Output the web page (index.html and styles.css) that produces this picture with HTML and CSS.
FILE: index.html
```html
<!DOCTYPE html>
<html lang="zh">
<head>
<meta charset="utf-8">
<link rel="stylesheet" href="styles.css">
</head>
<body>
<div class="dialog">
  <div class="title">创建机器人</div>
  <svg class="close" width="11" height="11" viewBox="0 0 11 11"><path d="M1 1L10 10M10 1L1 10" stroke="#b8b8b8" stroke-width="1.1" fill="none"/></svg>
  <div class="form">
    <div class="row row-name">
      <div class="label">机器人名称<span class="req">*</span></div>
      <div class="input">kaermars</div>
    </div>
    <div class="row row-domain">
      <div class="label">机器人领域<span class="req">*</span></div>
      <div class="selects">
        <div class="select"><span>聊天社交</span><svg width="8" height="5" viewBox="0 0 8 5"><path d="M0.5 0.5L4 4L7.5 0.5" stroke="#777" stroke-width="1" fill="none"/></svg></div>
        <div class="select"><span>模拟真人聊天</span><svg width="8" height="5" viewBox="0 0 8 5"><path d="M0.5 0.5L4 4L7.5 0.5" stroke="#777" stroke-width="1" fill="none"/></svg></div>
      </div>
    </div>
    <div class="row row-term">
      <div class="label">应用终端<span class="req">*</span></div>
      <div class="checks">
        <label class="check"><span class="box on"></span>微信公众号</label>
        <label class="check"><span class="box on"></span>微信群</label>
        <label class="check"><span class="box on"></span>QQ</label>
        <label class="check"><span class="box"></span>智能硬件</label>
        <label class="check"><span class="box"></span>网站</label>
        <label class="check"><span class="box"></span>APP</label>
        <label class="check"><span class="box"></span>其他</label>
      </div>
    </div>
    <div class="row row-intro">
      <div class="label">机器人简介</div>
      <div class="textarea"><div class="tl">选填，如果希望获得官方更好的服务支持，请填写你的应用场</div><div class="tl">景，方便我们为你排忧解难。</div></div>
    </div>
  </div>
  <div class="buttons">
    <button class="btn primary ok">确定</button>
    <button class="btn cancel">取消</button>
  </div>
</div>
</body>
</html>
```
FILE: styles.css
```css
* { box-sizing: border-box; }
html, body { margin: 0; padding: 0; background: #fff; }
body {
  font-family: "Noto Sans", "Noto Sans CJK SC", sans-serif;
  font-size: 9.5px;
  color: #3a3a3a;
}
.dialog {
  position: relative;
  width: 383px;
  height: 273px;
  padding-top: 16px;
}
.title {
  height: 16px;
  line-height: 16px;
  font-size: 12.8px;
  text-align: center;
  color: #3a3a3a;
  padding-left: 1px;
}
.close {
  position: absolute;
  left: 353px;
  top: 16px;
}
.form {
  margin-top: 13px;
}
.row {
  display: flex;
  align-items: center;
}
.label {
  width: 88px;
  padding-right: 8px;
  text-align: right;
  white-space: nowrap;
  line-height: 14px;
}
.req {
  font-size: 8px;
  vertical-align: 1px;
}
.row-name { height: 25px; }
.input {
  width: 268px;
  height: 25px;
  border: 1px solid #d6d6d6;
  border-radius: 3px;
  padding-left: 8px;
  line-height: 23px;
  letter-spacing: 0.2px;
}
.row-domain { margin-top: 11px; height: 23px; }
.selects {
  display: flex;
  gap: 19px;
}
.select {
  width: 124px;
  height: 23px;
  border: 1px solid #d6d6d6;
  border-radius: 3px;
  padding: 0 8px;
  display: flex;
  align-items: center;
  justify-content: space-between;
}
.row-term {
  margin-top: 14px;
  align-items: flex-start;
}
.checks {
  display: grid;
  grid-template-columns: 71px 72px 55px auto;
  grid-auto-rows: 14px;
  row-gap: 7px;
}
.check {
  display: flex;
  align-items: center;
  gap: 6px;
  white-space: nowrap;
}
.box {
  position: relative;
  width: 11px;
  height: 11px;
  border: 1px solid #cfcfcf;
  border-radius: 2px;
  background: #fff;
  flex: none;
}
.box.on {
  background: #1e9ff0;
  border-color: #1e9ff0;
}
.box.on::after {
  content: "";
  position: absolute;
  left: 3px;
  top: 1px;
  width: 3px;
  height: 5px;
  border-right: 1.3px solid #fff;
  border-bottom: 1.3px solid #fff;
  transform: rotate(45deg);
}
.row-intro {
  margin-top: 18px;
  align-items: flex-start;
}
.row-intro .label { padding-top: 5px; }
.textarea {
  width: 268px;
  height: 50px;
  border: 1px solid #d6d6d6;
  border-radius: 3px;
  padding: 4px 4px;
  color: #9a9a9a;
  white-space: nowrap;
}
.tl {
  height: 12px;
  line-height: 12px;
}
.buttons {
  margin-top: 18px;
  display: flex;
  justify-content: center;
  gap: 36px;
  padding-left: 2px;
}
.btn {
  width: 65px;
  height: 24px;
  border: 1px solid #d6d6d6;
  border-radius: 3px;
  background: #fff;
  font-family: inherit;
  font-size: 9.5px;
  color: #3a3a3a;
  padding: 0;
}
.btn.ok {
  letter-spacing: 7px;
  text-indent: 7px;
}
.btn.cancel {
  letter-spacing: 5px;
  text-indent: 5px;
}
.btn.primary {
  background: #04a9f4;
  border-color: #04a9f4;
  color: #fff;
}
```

* Given exercise
Word for word, quote all of the data above.

* Solution to the exercise
Output the web page (index.html and styles.css) that produces this picture with HTML and CSS.
FILE: index.html
```html
<!DOCTYPE html>
<html lang="zh">
<head>
<meta charset="utf-8">
<link rel="stylesheet" href="styles.css">
</head>
<body>
<div class="dialog">
  <div class="title">创建机器人</div>
  <svg class="close" width="11" height="11" viewBox="0 0 11 11"><path d="M1 1L10 10M10 1L1 10" stroke="#b8b8b8" stroke-width="1.1" fill="none"/></svg>
  <div class="form">
    <div class="row row-name">
      <div class="label">机器人名称<span class="req">*</span></div>
      <div class="input">kaermars</div>
    </div>
    <div class="row row-domain">
      <div class="label">机器人领域<span class="req">*</span></div>
      <div class="selects">
        <div class="select"><span>聊天社交</span><svg width="8" height="5" viewBox="0 0 8 5"><path d="M0.5 0.5L4 4L7.5 0.5" stroke="#777" stroke-width="1" fill="none"/></svg></div>
        <div class="select"><span>模拟真人聊天</span><svg width="8" height="5" viewBox="0 0 8 5"><path d="M0.5 0.5L4 4L7.5 0.5" stroke="#777" stroke-width="1" fill="none"/></svg></div>
      </div>
    </div>
    <div class="row row-term">
      <div class="label">应用终端<span class="req">*</span></div>
      <div class="checks">
        <label class="check"><span class="box on"></span>微信公众号</label>
        <label class="check"><span class="box on"></span>微信群</label>
        <label class="check"><span class="box on"></span>QQ</label>
        <label class="check"><span class="box"></span>智能硬件</label>
        <label class="check"><span class="box"></span>网站</label>
        <label class="check"><span class="box"></span>APP</label>
        <label class="check"><span class="box"></span>其他</label>
      </div>
    </div>
    <div class="row row-intro">
      <div class="label">机器人简介</div>
      <div class="textarea"><div class="tl">选填，如果希望获得官方更好的服务支持，请填写你的应用场</div><div class="tl">景，方便我们为你排忧解难。</div></div>
    </div>
  </div>
  <div class="buttons">
    <button class="btn primary ok">确定</button>
    <button class="btn cancel">取消</button>
  </div>
</div>
</body>
</html>
```
FILE: styles.css
```css
* { box-sizing: border-box; }
html, body { margin: 0; padding: 0; background: #fff; }
body {
  font-family: "Noto Sans", "Noto Sans CJK SC", sans-serif;
  font-size: 9.5px;
  color: #3a3a3a;
}
.dialog {
  position: relative;
  width: 383px;
  height: 273px;
  padding-top: 16px;
}
.title {
  height: 16px;
  line-height: 16px;
  font-size: 12.8px;
  text-align: center;
  color: #3a3a3a;
  padding-left: 1px;
}
.close {
  position: absolute;
  left: 353px;
  top: 16px;
}
.form {
  margin-top: 13px;
}
.row {
  display: flex;
  align-items: center;
}
.label {
  width: 88px;
  padding-right: 8px;
  text-align: right;
  white-space: nowrap;
  line-height: 14px;
}
.req {
  font-size: 8px;
  vertical-align: 1px;
}
.row-name { height: 25px; }
.input {
  width: 268px;
  height: 25px;
  border: 1px solid #d6d6d6;
  border-radius: 3px;
  padding-left: 8px;
  line-height: 23px;
  letter-spacing: 0.2px;
}
.row-domain { margin-top: 11px; height: 23px; }
.selects {
  display: flex;
  gap: 19px;
}
.select {
  width: 124px;
  height: 23px;
  border: 1px solid #d6d6d6;
  border-radius: 3px;
  padding: 0 8px;
  display: flex;
  align-items: center;
  justify-content: space-between;
}
.row-term {
  margin-top: 14px;
  align-items: flex-start;
}
.checks {
  display: grid;
  grid-template-columns: 71px 72px 55px auto;
  grid-auto-rows: 14px;
  row-gap: 7px;
}
.check {
  display: flex;
  align-items: center;
  gap: 6px;
  white-space: nowrap;
}
.box {
  position: relative;
  width: 11px;
  height: 11px;
  border: 1px solid #cfcfcf;
  border-radius: 2px;
  background: #fff;
  flex: none;
}
.box.on {
  background: #1e9ff0;
  border-color: #1e9ff0;
}
.box.on::after {
  content: "";
  position: absolute;
  left: 3px;
  top: 1px;
  width: 3px;
  height: 5px;
  border-right: 1.3px solid #fff;
  border-bottom: 1.3px solid #fff;
  transform: rotate(45deg);
}
.row-intro {
  margin-top: 18px;
  align-items: flex-start;
}
.row-intro .label { padding-top: 5px; }
.textarea {
  width: 268px;
  height: 50px;
  border: 1px solid #d6d6d6;
  border-radius: 3px;
  padding: 4px 4px;
  color: #9a9a9a;
  white-space: nowrap;
}
.tl {
  height: 12px;
  line-height: 12px;
}
.buttons {
  margin-top: 18px;
  display: flex;
  justify-content: center;
  gap: 36px;
  padding-left: 2px;
}
.btn {
  width: 65px;
  height: 24px;
  border: 1px solid #d6d6d6;
  border-radius: 3px;
  background: #fff;
  font-family: inherit;
  font-size: 9.5px;
  color: #3a3a3a;
  padding: 0;
}
.btn.ok {
  letter-spacing: 7px;
  text-indent: 7px;
}
.btn.cancel {
  letter-spacing: 5px;
  text-indent: 5px;
}
.btn.primary {
  background: #04a9f4;
  border-color: #04a9f4;
  color: #fff;
}
```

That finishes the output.